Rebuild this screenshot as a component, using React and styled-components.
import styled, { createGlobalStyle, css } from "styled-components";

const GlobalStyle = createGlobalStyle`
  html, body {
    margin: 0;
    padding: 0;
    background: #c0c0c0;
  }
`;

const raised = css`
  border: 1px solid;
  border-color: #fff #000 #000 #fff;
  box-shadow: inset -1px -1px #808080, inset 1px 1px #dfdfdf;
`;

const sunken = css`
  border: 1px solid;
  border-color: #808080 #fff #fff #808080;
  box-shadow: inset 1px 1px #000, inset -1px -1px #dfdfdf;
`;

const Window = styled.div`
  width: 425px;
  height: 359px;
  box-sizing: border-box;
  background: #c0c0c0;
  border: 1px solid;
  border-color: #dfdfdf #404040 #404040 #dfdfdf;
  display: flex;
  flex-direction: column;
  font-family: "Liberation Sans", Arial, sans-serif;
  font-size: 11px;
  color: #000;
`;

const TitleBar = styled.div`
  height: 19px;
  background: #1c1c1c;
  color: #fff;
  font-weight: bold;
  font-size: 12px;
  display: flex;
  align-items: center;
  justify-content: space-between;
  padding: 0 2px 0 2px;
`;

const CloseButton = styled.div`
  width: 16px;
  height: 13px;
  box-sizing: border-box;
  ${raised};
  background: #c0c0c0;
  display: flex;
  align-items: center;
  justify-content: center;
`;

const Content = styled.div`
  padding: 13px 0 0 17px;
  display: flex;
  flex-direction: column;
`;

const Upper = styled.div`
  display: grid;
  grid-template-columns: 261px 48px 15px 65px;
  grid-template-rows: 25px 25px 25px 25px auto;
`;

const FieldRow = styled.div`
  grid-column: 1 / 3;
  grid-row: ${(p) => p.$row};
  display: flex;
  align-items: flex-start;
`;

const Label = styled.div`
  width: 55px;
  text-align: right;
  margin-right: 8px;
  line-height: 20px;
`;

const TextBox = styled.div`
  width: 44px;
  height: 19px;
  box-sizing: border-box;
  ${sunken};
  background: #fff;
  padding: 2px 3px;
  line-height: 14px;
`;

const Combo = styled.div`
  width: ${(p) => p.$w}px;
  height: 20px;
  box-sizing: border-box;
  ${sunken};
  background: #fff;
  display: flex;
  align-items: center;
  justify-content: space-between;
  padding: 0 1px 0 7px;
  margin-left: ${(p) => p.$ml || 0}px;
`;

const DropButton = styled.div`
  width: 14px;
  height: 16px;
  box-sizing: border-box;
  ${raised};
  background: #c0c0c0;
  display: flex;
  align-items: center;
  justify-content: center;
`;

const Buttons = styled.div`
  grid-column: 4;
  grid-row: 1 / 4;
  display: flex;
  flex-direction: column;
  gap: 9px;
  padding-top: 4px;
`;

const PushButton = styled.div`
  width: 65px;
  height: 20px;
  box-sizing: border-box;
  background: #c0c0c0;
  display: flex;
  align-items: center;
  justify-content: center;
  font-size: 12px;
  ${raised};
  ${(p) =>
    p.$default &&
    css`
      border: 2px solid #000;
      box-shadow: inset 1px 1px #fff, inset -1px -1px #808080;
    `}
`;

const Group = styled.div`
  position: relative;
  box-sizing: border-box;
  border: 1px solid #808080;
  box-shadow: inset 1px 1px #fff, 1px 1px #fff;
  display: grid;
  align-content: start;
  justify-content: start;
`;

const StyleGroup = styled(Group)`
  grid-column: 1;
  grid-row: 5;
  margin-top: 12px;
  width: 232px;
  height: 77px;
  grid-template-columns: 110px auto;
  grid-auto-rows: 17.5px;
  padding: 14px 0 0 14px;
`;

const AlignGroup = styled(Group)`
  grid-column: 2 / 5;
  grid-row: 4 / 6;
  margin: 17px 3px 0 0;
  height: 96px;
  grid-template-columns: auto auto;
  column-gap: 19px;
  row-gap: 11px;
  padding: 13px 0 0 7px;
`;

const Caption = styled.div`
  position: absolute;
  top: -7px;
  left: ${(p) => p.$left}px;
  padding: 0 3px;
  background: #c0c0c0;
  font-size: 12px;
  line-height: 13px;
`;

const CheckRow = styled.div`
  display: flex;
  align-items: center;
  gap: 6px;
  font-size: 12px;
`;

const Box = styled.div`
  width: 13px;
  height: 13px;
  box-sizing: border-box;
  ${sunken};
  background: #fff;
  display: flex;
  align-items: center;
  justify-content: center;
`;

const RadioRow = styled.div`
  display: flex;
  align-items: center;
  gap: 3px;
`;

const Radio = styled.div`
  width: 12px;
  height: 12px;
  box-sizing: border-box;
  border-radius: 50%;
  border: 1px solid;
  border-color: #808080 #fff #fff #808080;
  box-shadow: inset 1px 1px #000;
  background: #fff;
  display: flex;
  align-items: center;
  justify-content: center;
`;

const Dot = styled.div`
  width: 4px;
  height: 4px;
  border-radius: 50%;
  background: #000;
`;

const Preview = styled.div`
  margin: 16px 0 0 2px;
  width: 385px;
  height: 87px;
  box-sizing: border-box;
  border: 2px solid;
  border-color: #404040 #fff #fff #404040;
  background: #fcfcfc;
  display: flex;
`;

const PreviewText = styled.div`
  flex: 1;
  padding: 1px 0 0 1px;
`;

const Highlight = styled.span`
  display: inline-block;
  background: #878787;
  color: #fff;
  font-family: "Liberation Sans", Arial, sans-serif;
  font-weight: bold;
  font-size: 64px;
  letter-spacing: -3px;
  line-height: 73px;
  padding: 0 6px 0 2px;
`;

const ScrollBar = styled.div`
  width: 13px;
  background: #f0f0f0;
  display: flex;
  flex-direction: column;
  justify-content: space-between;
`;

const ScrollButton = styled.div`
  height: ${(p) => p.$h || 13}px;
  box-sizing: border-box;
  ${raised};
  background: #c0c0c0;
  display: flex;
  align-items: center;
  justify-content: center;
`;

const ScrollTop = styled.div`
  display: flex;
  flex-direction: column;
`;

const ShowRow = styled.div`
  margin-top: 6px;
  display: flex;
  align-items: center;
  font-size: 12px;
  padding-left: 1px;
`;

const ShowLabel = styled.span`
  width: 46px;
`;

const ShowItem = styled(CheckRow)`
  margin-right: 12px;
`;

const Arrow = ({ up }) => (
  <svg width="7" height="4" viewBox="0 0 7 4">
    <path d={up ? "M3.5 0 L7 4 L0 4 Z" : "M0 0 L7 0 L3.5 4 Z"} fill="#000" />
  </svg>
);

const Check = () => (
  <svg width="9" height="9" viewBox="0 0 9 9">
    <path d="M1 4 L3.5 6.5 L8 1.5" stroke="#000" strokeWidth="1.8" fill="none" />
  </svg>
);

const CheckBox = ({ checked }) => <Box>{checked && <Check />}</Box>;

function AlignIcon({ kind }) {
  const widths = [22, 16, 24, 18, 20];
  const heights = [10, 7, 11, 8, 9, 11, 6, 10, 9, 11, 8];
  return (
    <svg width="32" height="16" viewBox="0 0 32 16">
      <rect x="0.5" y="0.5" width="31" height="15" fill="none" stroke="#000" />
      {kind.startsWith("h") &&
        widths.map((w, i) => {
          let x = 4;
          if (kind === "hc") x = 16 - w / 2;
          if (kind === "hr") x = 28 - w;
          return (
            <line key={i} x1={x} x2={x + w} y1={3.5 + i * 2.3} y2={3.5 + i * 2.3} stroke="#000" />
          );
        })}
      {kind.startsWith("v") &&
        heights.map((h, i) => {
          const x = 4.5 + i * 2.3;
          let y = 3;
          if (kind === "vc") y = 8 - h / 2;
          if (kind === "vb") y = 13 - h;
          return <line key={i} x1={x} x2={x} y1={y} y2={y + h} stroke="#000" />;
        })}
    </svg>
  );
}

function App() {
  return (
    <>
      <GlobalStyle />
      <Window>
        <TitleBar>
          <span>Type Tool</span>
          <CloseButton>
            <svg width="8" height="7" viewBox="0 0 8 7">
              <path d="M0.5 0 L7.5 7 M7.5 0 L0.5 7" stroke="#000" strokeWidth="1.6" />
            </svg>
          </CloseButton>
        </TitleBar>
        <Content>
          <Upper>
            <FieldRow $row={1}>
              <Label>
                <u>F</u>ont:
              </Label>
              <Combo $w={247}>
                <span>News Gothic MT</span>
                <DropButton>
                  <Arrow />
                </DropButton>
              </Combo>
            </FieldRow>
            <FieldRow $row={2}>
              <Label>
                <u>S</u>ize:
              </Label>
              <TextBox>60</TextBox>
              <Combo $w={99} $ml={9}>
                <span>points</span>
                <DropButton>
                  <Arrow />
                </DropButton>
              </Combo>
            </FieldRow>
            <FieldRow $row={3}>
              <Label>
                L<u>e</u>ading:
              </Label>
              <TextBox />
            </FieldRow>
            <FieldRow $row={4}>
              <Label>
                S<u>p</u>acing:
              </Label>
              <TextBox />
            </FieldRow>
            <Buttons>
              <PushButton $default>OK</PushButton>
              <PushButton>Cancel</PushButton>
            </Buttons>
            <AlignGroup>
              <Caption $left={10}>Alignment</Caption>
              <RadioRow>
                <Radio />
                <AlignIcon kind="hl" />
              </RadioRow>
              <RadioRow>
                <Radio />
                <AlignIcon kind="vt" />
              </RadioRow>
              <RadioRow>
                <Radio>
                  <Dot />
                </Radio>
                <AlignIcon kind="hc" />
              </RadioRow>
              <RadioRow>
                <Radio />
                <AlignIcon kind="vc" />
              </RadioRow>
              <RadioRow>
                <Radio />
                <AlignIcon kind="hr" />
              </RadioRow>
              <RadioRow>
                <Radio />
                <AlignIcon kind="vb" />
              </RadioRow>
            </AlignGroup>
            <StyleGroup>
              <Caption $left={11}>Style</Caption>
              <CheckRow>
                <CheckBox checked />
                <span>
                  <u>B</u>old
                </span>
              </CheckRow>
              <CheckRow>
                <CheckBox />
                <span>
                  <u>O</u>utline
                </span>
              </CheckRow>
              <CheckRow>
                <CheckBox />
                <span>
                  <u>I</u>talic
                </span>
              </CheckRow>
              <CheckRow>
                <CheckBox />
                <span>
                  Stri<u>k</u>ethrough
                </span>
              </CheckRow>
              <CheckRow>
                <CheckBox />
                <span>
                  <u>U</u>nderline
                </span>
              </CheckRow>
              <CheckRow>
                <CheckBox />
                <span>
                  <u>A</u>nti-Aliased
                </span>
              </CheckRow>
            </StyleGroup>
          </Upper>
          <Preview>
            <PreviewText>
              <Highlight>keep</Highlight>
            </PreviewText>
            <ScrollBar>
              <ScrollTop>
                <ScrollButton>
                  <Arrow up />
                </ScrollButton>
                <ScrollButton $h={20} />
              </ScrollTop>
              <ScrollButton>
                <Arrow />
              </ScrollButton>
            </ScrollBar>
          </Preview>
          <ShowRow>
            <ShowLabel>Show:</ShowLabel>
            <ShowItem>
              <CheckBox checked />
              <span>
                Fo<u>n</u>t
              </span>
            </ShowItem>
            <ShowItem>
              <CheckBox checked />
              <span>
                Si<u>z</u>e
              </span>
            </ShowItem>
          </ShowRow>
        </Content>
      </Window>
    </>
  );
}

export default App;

============================================================

● Goal
Work out the number of lines above that include the string "components" and write only that number.

● Solution to the problem
2